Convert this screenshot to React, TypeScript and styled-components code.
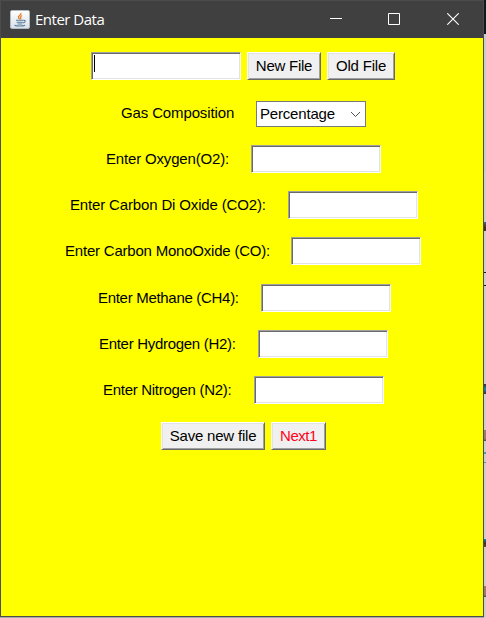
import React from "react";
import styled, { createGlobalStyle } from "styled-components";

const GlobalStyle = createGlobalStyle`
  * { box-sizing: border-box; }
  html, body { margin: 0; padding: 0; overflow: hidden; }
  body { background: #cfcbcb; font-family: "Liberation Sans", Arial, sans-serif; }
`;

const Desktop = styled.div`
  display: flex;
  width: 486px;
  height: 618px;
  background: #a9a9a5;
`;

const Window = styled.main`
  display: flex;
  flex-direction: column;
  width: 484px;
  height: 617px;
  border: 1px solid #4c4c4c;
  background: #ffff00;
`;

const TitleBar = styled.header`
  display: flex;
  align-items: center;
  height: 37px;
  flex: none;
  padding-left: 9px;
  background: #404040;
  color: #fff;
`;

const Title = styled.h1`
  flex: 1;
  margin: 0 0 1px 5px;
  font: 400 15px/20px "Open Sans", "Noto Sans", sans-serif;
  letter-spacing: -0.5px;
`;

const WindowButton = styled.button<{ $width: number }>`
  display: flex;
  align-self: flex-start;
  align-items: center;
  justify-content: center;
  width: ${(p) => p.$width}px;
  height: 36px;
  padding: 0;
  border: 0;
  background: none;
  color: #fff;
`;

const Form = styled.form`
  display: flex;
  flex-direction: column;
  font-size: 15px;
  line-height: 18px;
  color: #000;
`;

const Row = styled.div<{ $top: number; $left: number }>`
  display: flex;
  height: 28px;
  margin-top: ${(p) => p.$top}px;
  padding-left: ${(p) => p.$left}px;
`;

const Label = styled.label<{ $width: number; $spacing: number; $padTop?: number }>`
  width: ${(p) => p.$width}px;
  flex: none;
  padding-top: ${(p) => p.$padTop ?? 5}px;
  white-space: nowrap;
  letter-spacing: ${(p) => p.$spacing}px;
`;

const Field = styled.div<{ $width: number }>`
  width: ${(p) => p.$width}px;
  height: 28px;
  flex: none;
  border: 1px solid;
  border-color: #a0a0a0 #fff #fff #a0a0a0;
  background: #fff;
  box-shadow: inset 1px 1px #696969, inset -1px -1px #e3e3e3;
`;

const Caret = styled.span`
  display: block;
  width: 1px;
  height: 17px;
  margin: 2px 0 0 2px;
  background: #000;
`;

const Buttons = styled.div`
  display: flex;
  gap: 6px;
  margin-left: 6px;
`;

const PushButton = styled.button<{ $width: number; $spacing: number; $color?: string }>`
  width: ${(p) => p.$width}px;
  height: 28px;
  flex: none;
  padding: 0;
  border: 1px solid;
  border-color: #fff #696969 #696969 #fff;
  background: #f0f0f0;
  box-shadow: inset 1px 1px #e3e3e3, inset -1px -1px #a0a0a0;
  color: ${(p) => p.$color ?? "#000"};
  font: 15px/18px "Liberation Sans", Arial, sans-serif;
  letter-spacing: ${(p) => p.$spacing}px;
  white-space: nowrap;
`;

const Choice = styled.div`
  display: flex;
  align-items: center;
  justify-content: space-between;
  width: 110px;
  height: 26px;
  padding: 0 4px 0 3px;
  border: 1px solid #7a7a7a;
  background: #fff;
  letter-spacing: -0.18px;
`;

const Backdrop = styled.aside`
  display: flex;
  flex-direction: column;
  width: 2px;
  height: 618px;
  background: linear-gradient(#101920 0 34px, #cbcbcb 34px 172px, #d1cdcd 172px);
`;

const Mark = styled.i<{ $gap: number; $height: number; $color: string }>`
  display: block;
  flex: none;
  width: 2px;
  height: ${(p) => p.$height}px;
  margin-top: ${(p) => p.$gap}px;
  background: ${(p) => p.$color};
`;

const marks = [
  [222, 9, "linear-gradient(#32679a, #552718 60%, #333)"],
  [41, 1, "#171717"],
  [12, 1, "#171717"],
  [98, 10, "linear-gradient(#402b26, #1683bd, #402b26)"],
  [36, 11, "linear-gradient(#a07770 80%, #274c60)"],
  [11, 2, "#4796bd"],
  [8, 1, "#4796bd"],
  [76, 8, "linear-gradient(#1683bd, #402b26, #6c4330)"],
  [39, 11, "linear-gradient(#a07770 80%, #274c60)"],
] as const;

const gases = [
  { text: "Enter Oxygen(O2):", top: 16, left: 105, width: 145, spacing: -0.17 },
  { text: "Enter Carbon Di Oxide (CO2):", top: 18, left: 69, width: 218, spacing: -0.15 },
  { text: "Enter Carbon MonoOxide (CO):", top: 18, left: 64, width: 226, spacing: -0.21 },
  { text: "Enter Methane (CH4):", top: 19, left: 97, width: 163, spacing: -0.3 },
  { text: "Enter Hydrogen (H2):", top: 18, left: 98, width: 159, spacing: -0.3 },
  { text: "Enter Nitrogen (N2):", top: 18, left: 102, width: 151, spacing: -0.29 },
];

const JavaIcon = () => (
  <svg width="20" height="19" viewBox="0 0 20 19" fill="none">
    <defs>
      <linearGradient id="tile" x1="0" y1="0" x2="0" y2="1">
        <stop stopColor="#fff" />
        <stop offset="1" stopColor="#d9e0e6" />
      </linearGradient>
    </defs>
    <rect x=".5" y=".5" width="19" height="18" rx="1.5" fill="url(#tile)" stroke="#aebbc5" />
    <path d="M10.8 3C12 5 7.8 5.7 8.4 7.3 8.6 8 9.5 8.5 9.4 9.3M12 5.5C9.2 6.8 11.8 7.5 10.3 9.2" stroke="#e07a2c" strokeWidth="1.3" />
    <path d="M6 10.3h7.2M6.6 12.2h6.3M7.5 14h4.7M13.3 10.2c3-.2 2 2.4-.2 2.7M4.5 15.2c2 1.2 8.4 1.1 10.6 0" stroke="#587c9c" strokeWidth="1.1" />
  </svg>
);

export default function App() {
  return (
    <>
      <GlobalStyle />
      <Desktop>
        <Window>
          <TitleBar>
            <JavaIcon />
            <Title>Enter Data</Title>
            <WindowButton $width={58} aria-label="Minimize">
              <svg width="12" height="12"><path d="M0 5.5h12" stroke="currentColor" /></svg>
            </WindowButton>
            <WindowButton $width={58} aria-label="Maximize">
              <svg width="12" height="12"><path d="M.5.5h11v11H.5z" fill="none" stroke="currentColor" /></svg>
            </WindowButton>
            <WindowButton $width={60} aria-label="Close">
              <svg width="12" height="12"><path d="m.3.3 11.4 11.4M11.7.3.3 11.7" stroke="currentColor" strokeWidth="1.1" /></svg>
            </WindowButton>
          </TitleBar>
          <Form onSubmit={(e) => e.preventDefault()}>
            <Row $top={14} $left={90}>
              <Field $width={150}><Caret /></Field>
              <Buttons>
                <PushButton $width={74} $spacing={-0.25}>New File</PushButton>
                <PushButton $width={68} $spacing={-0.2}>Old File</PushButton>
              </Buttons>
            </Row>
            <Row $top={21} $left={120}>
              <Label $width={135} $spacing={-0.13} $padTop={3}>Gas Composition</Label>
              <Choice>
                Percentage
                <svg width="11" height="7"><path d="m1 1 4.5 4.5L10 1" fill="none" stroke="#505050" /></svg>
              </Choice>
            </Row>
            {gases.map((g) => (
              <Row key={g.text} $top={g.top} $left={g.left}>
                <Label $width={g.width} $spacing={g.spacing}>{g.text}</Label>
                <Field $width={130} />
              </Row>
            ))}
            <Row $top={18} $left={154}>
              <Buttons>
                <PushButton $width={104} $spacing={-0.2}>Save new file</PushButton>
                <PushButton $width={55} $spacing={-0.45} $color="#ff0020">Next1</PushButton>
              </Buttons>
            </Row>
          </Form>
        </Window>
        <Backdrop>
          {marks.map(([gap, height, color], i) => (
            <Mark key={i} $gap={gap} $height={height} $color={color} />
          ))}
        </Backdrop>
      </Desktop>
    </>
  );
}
* * * * * * *
• [Your task]
Transcribe the whole listing, character for character, but not its images.

• [Output for this task]
Convert this screenshot to React, TypeScript and styled-components code.
import React from "react";
import styled, { createGlobalStyle } from "styled-components";

const GlobalStyle = createGlobalStyle`
  * { box-sizing: border-box; }
  html, body { margin: 0; padding: 0; overflow: hidden; }
  body { background: #cfcbcb; font-family: "Liberation Sans", Arial, sans-serif; }
`;

const Desktop = styled.div`
  display: flex;
  width: 486px;
  height: 618px;
  background: #a9a9a5;
`;

const Window = styled.main`
  display: flex;
  flex-direction: column;
  width: 484px;
  height: 617px;
  border: 1px solid #4c4c4c;
  background: #ffff00;
`;

const TitleBar = styled.header`
  display: flex;
  align-items: center;
  height: 37px;
  flex: none;
  padding-left: 9px;
  background: #404040;
  color: #fff;
`;

const Title = styled.h1`
  flex: 1;
  margin: 0 0 1px 5px;
  font: 400 15px/20px "Open Sans", "Noto Sans", sans-serif;
  letter-spacing: -0.5px;
`;

const WindowButton = styled.button<{ $width: number }>`
  display: flex;
  align-self: flex-start;
  align-items: center;
  justify-content: center;
  width: ${(p) => p.$width}px;
  height: 36px;
  padding: 0;
  border: 0;
  background: none;
  color: #fff;
`;

const Form = styled.form`
  display: flex;
  flex-direction: column;
  font-size: 15px;
  line-height: 18px;
  color: #000;
`;

const Row = styled.div<{ $top: number; $left: number }>`
  display: flex;
  height: 28px;
  margin-top: ${(p) => p.$top}px;
  padding-left: ${(p) => p.$left}px;
`;

const Label = styled.label<{ $width: number; $spacing: number; $padTop?: number }>`
  width: ${(p) => p.$width}px;
  flex: none;
  padding-top: ${(p) => p.$padTop ?? 5}px;
  white-space: nowrap;
  letter-spacing: ${(p) => p.$spacing}px;
`;

const Field = styled.div<{ $width: number }>`
  width: ${(p) => p.$width}px;
  height: 28px;
  flex: none;
  border: 1px solid;
  border-color: #a0a0a0 #fff #fff #a0a0a0;
  background: #fff;
  box-shadow: inset 1px 1px #696969, inset -1px -1px #e3e3e3;
`;

const Caret = styled.span`
  display: block;
  width: 1px;
  height: 17px;
  margin: 2px 0 0 2px;
  background: #000;
`;

const Buttons = styled.div`
  display: flex;
  gap: 6px;
  margin-left: 6px;
`;

const PushButton = styled.button<{ $width: number; $spacing: number; $color?: string }>`
  width: ${(p) => p.$width}px;
  height: 28px;
  flex: none;
  padding: 0;
  border: 1px solid;
  border-color: #fff #696969 #696969 #fff;
  background: #f0f0f0;
  box-shadow: inset 1px 1px #e3e3e3, inset -1px -1px #a0a0a0;
  color: ${(p) => p.$color ?? "#000"};
  font: 15px/18px "Liberation Sans", Arial, sans-serif;
  letter-spacing: ${(p) => p.$spacing}px;
  white-space: nowrap;
`;

const Choice = styled.div`
  display: flex;
  align-items: center;
  justify-content: space-between;
  width: 110px;
  height: 26px;
  padding: 0 4px 0 3px;
  border: 1px solid #7a7a7a;
  background: #fff;
  letter-spacing: -0.18px;
`;

const Backdrop = styled.aside`
  display: flex;
  flex-direction: column;
  width: 2px;
  height: 618px;
  background: linear-gradient(#101920 0 34px, #cbcbcb 34px 172px, #d1cdcd 172px);
`;

const Mark = styled.i<{ $gap: number; $height: number; $color: string }>`
  display: block;
  flex: none;
  width: 2px;
  height: ${(p) => p.$height}px;
  margin-top: ${(p) => p.$gap}px;
  background: ${(p) => p.$color};
`;

const marks = [
  [222, 9, "linear-gradient(#32679a, #552718 60%, #333)"],
  [41, 1, "#171717"],
  [12, 1, "#171717"],
  [98, 10, "linear-gradient(#402b26, #1683bd, #402b26)"],
  [36, 11, "linear-gradient(#a07770 80%, #274c60)"],
  [11, 2, "#4796bd"],
  [8, 1, "#4796bd"],
  [76, 8, "linear-gradient(#1683bd, #402b26, #6c4330)"],
  [39, 11, "linear-gradient(#a07770 80%, #274c60)"],
] as const;

const gases = [
  { text: "Enter Oxygen(O2):", top: 16, left: 105, width: 145, spacing: -0.17 },
  { text: "Enter Carbon Di Oxide (CO2):", top: 18, left: 69, width: 218, spacing: -0.15 },
  { text: "Enter Carbon MonoOxide (CO):", top: 18, left: 64, width: 226, spacing: -0.21 },
  { text: "Enter Methane (CH4):", top: 19, left: 97, width: 163, spacing: -0.3 },
  { text: "Enter Hydrogen (H2):", top: 18, left: 98, width: 159, spacing: -0.3 },
  { text: "Enter Nitrogen (N2):", top: 18, left: 102, width: 151, spacing: -0.29 },
];

const JavaIcon = () => (
  <svg width="20" height="19" viewBox="0 0 20 19" fill="none">
    <defs>
      <linearGradient id="tile" x1="0" y1="0" x2="0" y2="1">
        <stop stopColor="#fff" />
        <stop offset="1" stopColor="#d9e0e6" />
      </linearGradient>
    </defs>
    <rect x=".5" y=".5" width="19" height="18" rx="1.5" fill="url(#tile)" stroke="#aebbc5" />
    <path d="M10.8 3C12 5 7.8 5.7 8.4 7.3 8.6 8 9.5 8.5 9.4 9.3M12 5.5C9.2 6.8 11.8 7.5 10.3 9.2" stroke="#e07a2c" strokeWidth="1.3" />
    <path d="M6 10.3h7.2M6.6 12.2h6.3M7.5 14h4.7M13.3 10.2c3-.2 2 2.4-.2 2.7M4.5 15.2c2 1.2 8.4 1.1 10.6 0" stroke="#587c9c" strokeWidth="1.1" />
  </svg>
);

export default function App() {
  return (
    <>
      <GlobalStyle />
      <Desktop>
        <Window>
          <TitleBar>
            <JavaIcon />
            <Title>Enter Data</Title>
            <WindowButton $width={58} aria-label="Minimize">
              <svg width="12" height="12"><path d="M0 5.5h12" stroke="currentColor" /></svg>
            </WindowButton>
            <WindowButton $width={58} aria-label="Maximize">
              <svg width="12" height="12"><path d="M.5.5h11v11H.5z" fill="none" stroke="currentColor" /></svg>
            </WindowButton>
            <WindowButton $width={60} aria-label="Close">
              <svg width="12" height="12"><path d="m.3.3 11.4 11.4M11.7.3.3 11.7" stroke="currentColor" strokeWidth="1.1" /></svg>
            </WindowButton>
          </TitleBar>
          <Form onSubmit={(e) => e.preventDefault()}>
            <Row $top={14} $left={90}>
              <Field $width={150}><Caret /></Field>
              <Buttons>
                <PushButton $width={74} $spacing={-0.25}>New File</PushButton>
                <PushButton $width={68} $spacing={-0.2}>Old File</PushButton>
              </Buttons>
            </Row>
            <Row $top={21} $left={120}>
              <Label $width={135} $spacing={-0.13} $padTop={3}>Gas Composition</Label>
              <Choice>
                Percentage
                <svg width="11" height="7"><path d="m1 1 4.5 4.5L10 1" fill="none" stroke="#505050" /></svg>
              </Choice>
            </Row>
            {gases.map((g) => (
              <Row key={g.text} $top={g.top} $left={g.left}>
                <Label $width={g.width} $spacing={g.spacing}>{g.text}</Label>
                <Field $width={130} />
              </Row>
            ))}
            <Row $top={18} $left={154}>
              <Buttons>
                <PushButton $width={104} $spacing={-0.2}>Save new file</PushButton>
                <PushButton $width={55} $spacing={-0.45} $color="#ff0020">Next1</PushButton>
              </Buttons>
            </Row>
          </Form>
        </Window>
        <Backdrop>
          {marks.map(([gap, height, color], i) => (
            <Mark key={i} $gap={gap} $height={height} $color={color} />
          ))}
        </Backdrop>
      </Desktop>
    </>
  );
}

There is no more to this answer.